Whether “proper exercise” of Congressional war powers includes authority to regulate the gathering of foreign intelligence, which in other rulings[citation needed] has been recognized as “fundamentally incident to the waging of war”, is a historical point of contention between the Executive and Legislative branches.[8][98]

As noted in “Presidential Authority to Conduct Warrantless Electronic Surveillance to Gather Foreign Intelligence Information”, published by The Congressional Research Service:

A review of the history of intelligence collection and its regulation by Congress suggests that the two political branches have never quite achieved a meeting of the minds regarding their respective powers. Presidents have long contended that the ability to conduct surveillance for intelligence purposes is a purely executive function, and have tended to make broad assertions of authority while resisting efforts on the part of Congress or the courts to impose restrictions. Congress has asserted itself with respect to domestic surveillance, but has largely left matters involving overseas surveillance to executive self-regulation, subject to congressional oversight and willingness to provide funds.

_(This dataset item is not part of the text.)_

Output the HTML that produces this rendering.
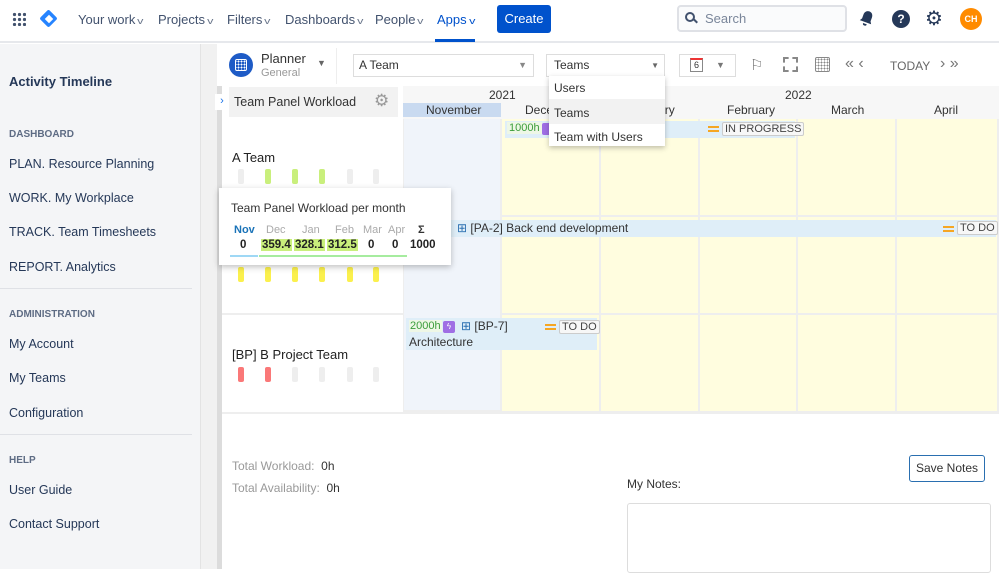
<!DOCTYPE html><html><head><style>
*{box-sizing:border-box;margin:0;padding:0}
body{width:999px;height:569px;overflow:hidden;font-family:"Liberation Sans",sans-serif;background:#fff;position:relative;color:#253858}
.a{position:absolute;white-space:nowrap}
.nav{font-size:13px;color:#42526e;top:12px}
.nav i{font-style:normal;font-size:9px;color:#6b778c;margin-left:3px;display:inline-block;transform:scaleX(1.4)}
.side{font-size:12.5px;color:#253858}
.sh{font-size:10px;font-weight:bold;color:#5e6c84}
.cell{position:absolute;border-right:2px solid #eee;border-bottom:2px solid #eee}
.y{background:#fffddf}.b{background:#f0f4fa}
.bar{position:absolute;width:6px;height:15px;border-radius:2px}
</style></head><body>
<div class="a" style="left:0;top:0;width:999px;height:43px;border-bottom:2px solid #e6e8ec"></div>
<div class="a" style="left:12px;top:12px;width:14px;height:14px;background:radial-gradient(circle,#42526e 1.6px,transparent 1.8px) 0 0/5px 5px"></div>
<div class="a" style="left:42px;top:12px;width:13px;height:13px;background:#2684ff;transform:rotate(45deg);border-radius:2px"></div>
<div class="a" style="left:45.5px;top:15.5px;width:6px;height:6px;background:#fff;transform:rotate(45deg)"></div>
<div class="a nav" style="left:78px">Your work<i>v</i></div>
<div class="a nav" style="left:158px">Projects<i>v</i></div>
<div class="a nav" style="left:227px">Filters<i>v</i></div>
<div class="a nav" style="left:285px">Dashboards<i>v</i></div>
<div class="a nav" style="left:375px">People<i>v</i></div>
<div class="a nav" style="left:437px;color:#0052cc">Apps<i style="color:#0052cc">v</i></div>
<div class="a" style="left:435px;top:39px;width:40px;height:3px;background:#0052cc"></div>
<div class="a" style="left:497px;top:5px;width:54px;height:28px;background:#0052cc;border-radius:3px;color:#fff;font-size:13px;text-align:center;line-height:28px">Create</div>
<div class="a" style="left:677px;top:5px;width:170px;height:27px;border:2px solid #dfe1e6;border-radius:4px;background:#fafbfc;color:#7a869a;font-size:13px;line-height:23px;padding-left:26px">Search</div>
<div class="a" style="left:685px;top:12px;width:10px;height:10px;border:2px solid #42526e;border-radius:50%"></div>
<div class="a" style="left:693px;top:20px;width:5px;height:2px;background:#42526e;transform:rotate(45deg)"></div>
<svg class="a" style="left:859px;top:10px" width="16" height="17" viewBox="0 0 16 17"><path d="M8 1C5 1 3.5 3.5 3.5 6v4L2 12.5h12L12.5 10V6C12.5 3.5 11 1 8 1z M6 14a2 2 0 0 0 4 0z" fill="#253858" transform="rotate(20 8 8)"/></svg>
<div class="a" style="left:892px;top:10px;width:18px;height:18px;border-radius:50%;background:#253858;color:#fff;font-size:12px;font-weight:bold;text-align:center;line-height:18px">?</div>
<div class="a" style="left:925px;top:6px;font-size:20px;color:#253858">⚙</div>
<div class="a" style="left:960px;top:8px;width:22px;height:22px;border-radius:50%;background:#ff8b00;color:#fff;font-size:9px;font-weight:bold;text-align:center;line-height:22px">CH</div>
<div class="a" style="left:0;top:44px;width:200px;height:525px;background:#f4f5f7"></div>
<div class="a" style="left:200px;top:44px;width:17px;height:525px;background:#f1f1f1;border-left:1px solid #e3e3e3"></div>
<div class="a" style="left:217px;top:86px;width:5px;height:483px;background:#dcdcdc"></div>
<div class="a side" style="left:9px;top:74px;font-weight:bold;font-size:13px">Activity Timeline</div>
<div class="a sh" style="left:9px;top:129px">DASHBOARD</div>
<div class="a side" style="left:9px;top:157px">PLAN. Resource Planning</div>
<div class="a side" style="left:9px;top:191px">WORK. My Workplace</div>
<div class="a side" style="left:9px;top:225px">TRACK. Team Timesheets</div>
<div class="a side" style="left:9px;top:260px">REPORT. Analytics</div>
<div class="a" style="left:0;top:288px;width:192px;height:1px;background:#dfe1e6"></div>
<div class="a sh" style="left:9px;top:309px">ADMINISTRATION</div>
<div class="a side" style="left:9px;top:337px">My Account</div>
<div class="a side" style="left:9px;top:371px">My Teams</div>
<div class="a side" style="left:9px;top:406px">Configuration</div>
<div class="a" style="left:0;top:434px;width:192px;height:1px;background:#dfe1e6"></div>
<div class="a sh" style="left:9px;top:455px">HELP</div>
<div class="a side" style="left:9px;top:483px">User Guide</div>
<div class="a side" style="left:9px;top:517px">Contact Support</div>
<div class="a" style="left:229px;top:53px;width:24px;height:24px;border-radius:50%;background:#1e5bc6"></div>
<div class="a" style="left:235px;top:59px;width:12px;height:12px;border:1.5px solid #fff;border-radius:2px;background:radial-gradient(circle,#fff 0.8px,transparent 1px) 1px 3px/3px 3px"></div>
<div class="a" style="left:261px;top:51px;font-size:13px;color:#333">Planner</div>
<div class="a" style="left:261px;top:67px;font-size:11px;color:#999">General</div>
<div class="a" style="left:317px;top:58px;font-size:9px;color:#666">▼</div>
<div class="a" style="left:336px;top:48px;width:1px;height:36px;background:#eee"></div>
<div class="a" style="left:353px;top:54px;width:181px;height:23px;border:1px solid #ddd;font-size:12px;color:#333;line-height:21px;padding-left:5px">A Team<span style="position:absolute;right:6px;color:#888;font-size:9px">▼</span></div>
<div class="a" style="left:546px;top:54px;width:119px;height:23px;border:1px solid #ddd;font-size:12px;color:#333;line-height:21px;padding-left:7px">Teams<span style="position:absolute;right:5px;color:#666;font-size:8px">▼</span></div>
<div class="a" style="left:679px;top:54px;width:57px;height:23px;border:1px solid #ddd"></div>
<div class="a" style="left:690px;top:58px;width:13px;height:14px;border:1px solid #888;border-top:2px solid #e33;font-size:9px;text-align:center;line-height:11px;color:#333">6</div>
<div class="a" style="left:716px;top:60px;font-size:9px;color:#777">▼</div>
<div class="a" style="left:750px;top:56px;font-size:15px;color:#777">⚐</div>
<div class="a" style="left:783px;top:57px;width:15px;height:15px;border:2px dashed #888"></div>
<div class="a" style="left:815px;top:57px;width:15px;height:15px;border:1.5px solid #888;border-radius:2px;background:radial-gradient(circle,#888 0.8px,transparent 1px) 1px 3px/3px 3px"></div>
<div class="a" style="left:845px;top:55px;font-size:16px;color:#777">« ‹</div>
<div class="a" style="left:890px;top:59px;font-size:12px;color:#666">TODAY</div>
<div class="a" style="left:940px;top:55px;font-size:16px;color:#777">› »</div>
<div class="a" style="left:229px;top:87px;width:169px;height:30px;background:#f2f2f2"></div>
<div class="a" style="left:215px;top:94px;width:14px;height:16px;background:#fff;border-radius:0 8px 8px 0;color:#1a73e8;font-size:11px;line-height:15px;text-align:center">›</div>
<div class="a" style="left:234px;top:95px;font-size:12.5px;color:#333">Team Panel Workload</div>
<div class="a" style="left:374px;top:91px;font-size:17px;color:#999">⚙</div>
<div class="a" style="left:222px;top:215px;width:181px;height:2px;background:#eee"></div>
<div class="a" style="left:222px;top:313px;width:181px;height:2px;background:#eee"></div>
<div class="a" style="left:222px;top:412px;width:777px;height:2px;background:#eee"></div>
<div class="a" style="left:232px;top:150px;font-size:13px;color:#222">A Team</div>
<div class="bar" style="left:238px;top:169px;background:#eee"></div>
<div class="bar" style="left:265px;top:169px;background:#c9ef7c"></div>
<div class="bar" style="left:292px;top:169px;background:#c9ef7c"></div>
<div class="bar" style="left:319px;top:169px;background:#c9ef7c"></div>
<div class="bar" style="left:347px;top:169px;background:#eee"></div>
<div class="bar" style="left:373px;top:169px;background:#eee"></div>
<div class="bar" style="left:238px;top:267px;background:#fbf04d"></div>
<div class="bar" style="left:265px;top:267px;background:#fbf04d"></div>
<div class="bar" style="left:292px;top:267px;background:#fbf04d"></div>
<div class="bar" style="left:319px;top:267px;background:#fbf04d"></div>
<div class="bar" style="left:347px;top:267px;background:#fbf04d"></div>
<div class="bar" style="left:373px;top:267px;background:#fbf04d"></div>
<div class="a" style="left:232px;top:347px;font-size:13px;color:#222">[BP] B Project Team</div>
<div class="bar" style="left:238px;top:367px;background:#fa7878"></div>
<div class="bar" style="left:265px;top:367px;background:#fa7878"></div>
<div class="bar" style="left:292px;top:367px;background:#eee"></div>
<div class="bar" style="left:319px;top:367px;background:#eee"></div>
<div class="bar" style="left:347px;top:367px;background:#eee"></div>
<div class="bar" style="left:373px;top:367px;background:#eee"></div>
<div class="a" style="left:403px;top:86px;width:596px;height:33px;background:#f7f7f7"></div>
<div class="a" style="left:489px;top:88px;font-size:12px;color:#333">2021</div>
<div class="a" style="left:785px;top:88px;font-size:12px;color:#333">2022</div>
<div class="a" style="left:403px;top:103px;width:98px;height:14px;background:#c9daf0"></div>
<div class="a" style="left:426px;top:103px;font-size:12px;color:#333">November</div>
<div class="a" style="left:525px;top:103px;font-size:12px;color:#333">December</div>
<div class="a" style="left:632px;top:103px;font-size:12px;color:#333">January</div>
<div class="a" style="left:727px;top:103px;font-size:12px;color:#333">February</div>
<div class="a" style="left:831px;top:103px;font-size:12px;color:#333">March</div>
<div class="a" style="left:934px;top:103px;font-size:12px;color:#333">April</div>
<div class="cell b" style="left:403px;top:119px;width:99px;height:293px;border-left:1px solid #eee"></div>
<div class="cell y" style="left:502px;top:119px;width:99px;height:98px"></div>
<div class="cell y" style="left:601px;top:119px;width:99px;height:98px"></div>
<div class="cell y" style="left:700px;top:119px;width:98px;height:98px"></div>
<div class="cell y" style="left:798px;top:119px;width:99px;height:98px"></div>
<div class="cell y" style="left:897px;top:119px;width:102px;height:98px"></div>
<div class="cell y" style="left:502px;top:217px;width:99px;height:98px"></div>
<div class="cell y" style="left:601px;top:217px;width:99px;height:98px"></div>
<div class="cell y" style="left:700px;top:217px;width:98px;height:98px"></div>
<div class="cell y" style="left:798px;top:217px;width:99px;height:98px"></div>
<div class="cell y" style="left:897px;top:217px;width:102px;height:98px"></div>
<div class="cell y" style="left:502px;top:315px;width:99px;height:98px"></div>
<div class="cell y" style="left:601px;top:315px;width:99px;height:98px"></div>
<div class="cell y" style="left:700px;top:315px;width:98px;height:98px"></div>
<div class="cell y" style="left:798px;top:315px;width:99px;height:98px"></div>
<div class="cell y" style="left:897px;top:315px;width:102px;height:98px"></div>
<div class="a" style="left:505px;top:121px;width:290px;height:17px;background:#dfeef8"></div>
<div class="a" style="left:507px;top:122px;font-size:11px;color:#3a9d3a;background:#eef7e6;padding:0 2px">1000h</div>
<div class="a" style="left:542px;top:123px;width:12px;height:12px;background:#9f6ee4;border-radius:2px"></div>
<div class="a" style="left:708px;top:126px;width:11px;height:2px;background:#f5a623;box-shadow:0 4px 0 #f5a623"></div>
<div class="a" style="left:722px;top:122px;font-size:11px;color:#444;border:1px solid #ccc;background:#f7f7f7;padding:0 2px;border-radius:2px">IN PROGRESS</div>
<div class="a" style="left:451px;top:220px;width:545px;height:17px;background:#dfeef8"></div>
<div class="a" style="left:457px;top:221px;font-size:12px;color:#333"><span style="color:#2a6fb0">⊞</span> [PA-2] Back end development</div>
<div class="a" style="left:943px;top:226px;width:11px;height:2px;background:#f5a623;box-shadow:0 4px 0 #f5a623"></div>
<div class="a" style="left:957px;top:221px;font-size:11px;color:#444;border:1px solid #ccc;background:#f7f7f7;padding:0 2px;border-radius:2px">TO DO</div>
<div class="a" style="left:406px;top:318px;width:191px;height:32px;background:#dfeef8"></div>
<div class="a" style="left:409px;top:320px;font-size:11px;color:#3a9d3a;background:#eef7e6;padding:0 1px">2000h</div>
<div class="a" style="left:443px;top:321px;width:12px;height:12px;background:#9f6ee4;border-radius:2px;color:#fff;font-size:8px;text-align:center;line-height:12px">ϟ</div>
<div class="a" style="left:461px;top:319px;font-size:12px;color:#333"><span style="color:#2a6fb0">⊞</span> [BP-7]</div>
<div class="a" style="left:545px;top:324px;width:11px;height:2px;background:#f5a623;box-shadow:0 4px 0 #f5a623"></div>
<div class="a" style="left:559px;top:320px;font-size:11px;color:#444;border:1px solid #ccc;background:#f7f7f7;padding:0 2px;border-radius:2px">TO DO</div>
<div class="a" style="left:409px;top:335px;font-size:12px;color:#333">Architecture</div>
<div class="a" style="left:549px;top:76px;width:116px;height:70px;background:#fff;box-shadow:0 2px 5px rgba(0,0,0,.25)"></div>
<div class="a" style="left:549px;top:99px;width:116px;height:25px;background:#f2f2f2"></div>
<div class="a" style="left:554px;top:81px;font-size:12px;color:#333">Users</div>
<div class="a" style="left:554px;top:106px;font-size:12px;color:#333">Teams</div>
<div class="a" style="left:554px;top:130px;font-size:12px;color:#333">Team with Users</div>
<div class="a" style="left:219px;top:188px;width:232px;height:77px;background:#fff;box-shadow:0 2px 6px rgba(0,0,0,.25)"></div>
<div class="a" style="left:231px;top:201px;font-size:12px;color:#333">Team Panel Workload per month</div>
<div class="a" style="left:234px;top:224px;font-size:11px;color:#aaa;width:200px">
<span class="a" style="left:0;color:#1a73b8;font-weight:bold">Nov</span><span class="a" style="left:32px">Dec</span><span class="a" style="left:68px">Jan</span><span class="a" style="left:101px">Feb</span><span class="a" style="left:129px">Mar</span><span class="a" style="left:154px">Apr</span><span class="a" style="left:184px;color:#333;font-weight:bold">Σ</span></div>
<div class="a" style="left:230px;top:239px;font-size:11.5px;font-weight:bold;color:#222">
<span class="a" style="left:10px">0</span><span class="a" style="left:31px;background:#c9ef7c;padding:0 1px">359.4</span><span class="a" style="left:64px;background:#c9ef7c;padding:0 1px">328.1</span><span class="a" style="left:97px;background:#c9ef7c;padding:0 1px">312.5</span><span class="a" style="left:138px">0</span><span class="a" style="left:162px">0</span><span class="a" style="left:180px">1000</span></div>
<div class="a" style="left:230px;top:255px;width:28px;height:2px;background:#9fd8f5"></div>
<div class="a" style="left:259px;top:255px;width:148px;height:2px;background:#a6ec9f"></div>
<div class="a" style="left:232px;top:459px;font-size:12px;color:#999">Total Workload:&nbsp; <span style="color:#333">0h</span></div>
<div class="a" style="left:232px;top:481px;font-size:12px;color:#999">Total Availability:&nbsp; <span style="color:#333">0h</span></div>
<div class="a" style="left:627px;top:477px;font-size:12px;color:#333">My Notes:</div>
<div class="a" style="left:909px;top:455px;width:76px;height:27px;border:1px solid #2a6fb0;border-radius:3px;font-size:12px;color:#333;text-align:center;line-height:25px">Save Notes</div>
<div class="a" style="left:627px;top:503px;width:364px;height:70px;border:1px solid #ddd;border-radius:3px"></div>
</body></html>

The same report makes clear the Congressional view that intelligence gathered within the U.S. and where “one party is a U.S. person” qualifies as domestic in nature and as such completely within their purview to regulate, and further that Congress may “tailor the President’s use of an inherent constitutional power”:

The passage of FISA and the inclusion of such exclusivity language reflects Congress’s view of its authority to cabin the President’s use of any inherent constitutional authority with respect to warrantless electronic surveillance to gather foreign intelligence.

The Senate Judiciary Committee articulated its view with respect to congressional power to tailor the President’s use of an inherent constitutional power:

The Fourth Amendment to the United States Constitution is part of the Bill of Rights and helps guard against “unreasonable” searches and seizures by agents of the government. It is solely a right of the people that neither the Executive nor Legislative branch can lawfully abrogate, not even if acting in concert: no statute can make an unreasonable search reasonable, nor a reasonable search unreasonable.

The term “unreasonable” is deliberately imprecise but connotes the sense that there is a rational basis for the search and that it is not an excessive imposition upon the individual given the motivation for and circumstances of the search, and is in accordance with customary societal norms. It is conceived that a judge will be sufficiently distanced from the authorities seeking a warrant that they can render an impartial decision unaffected by any prejudices or improper motivations they (or the legislators who enacted a law they are seeking to enforce) may harbor.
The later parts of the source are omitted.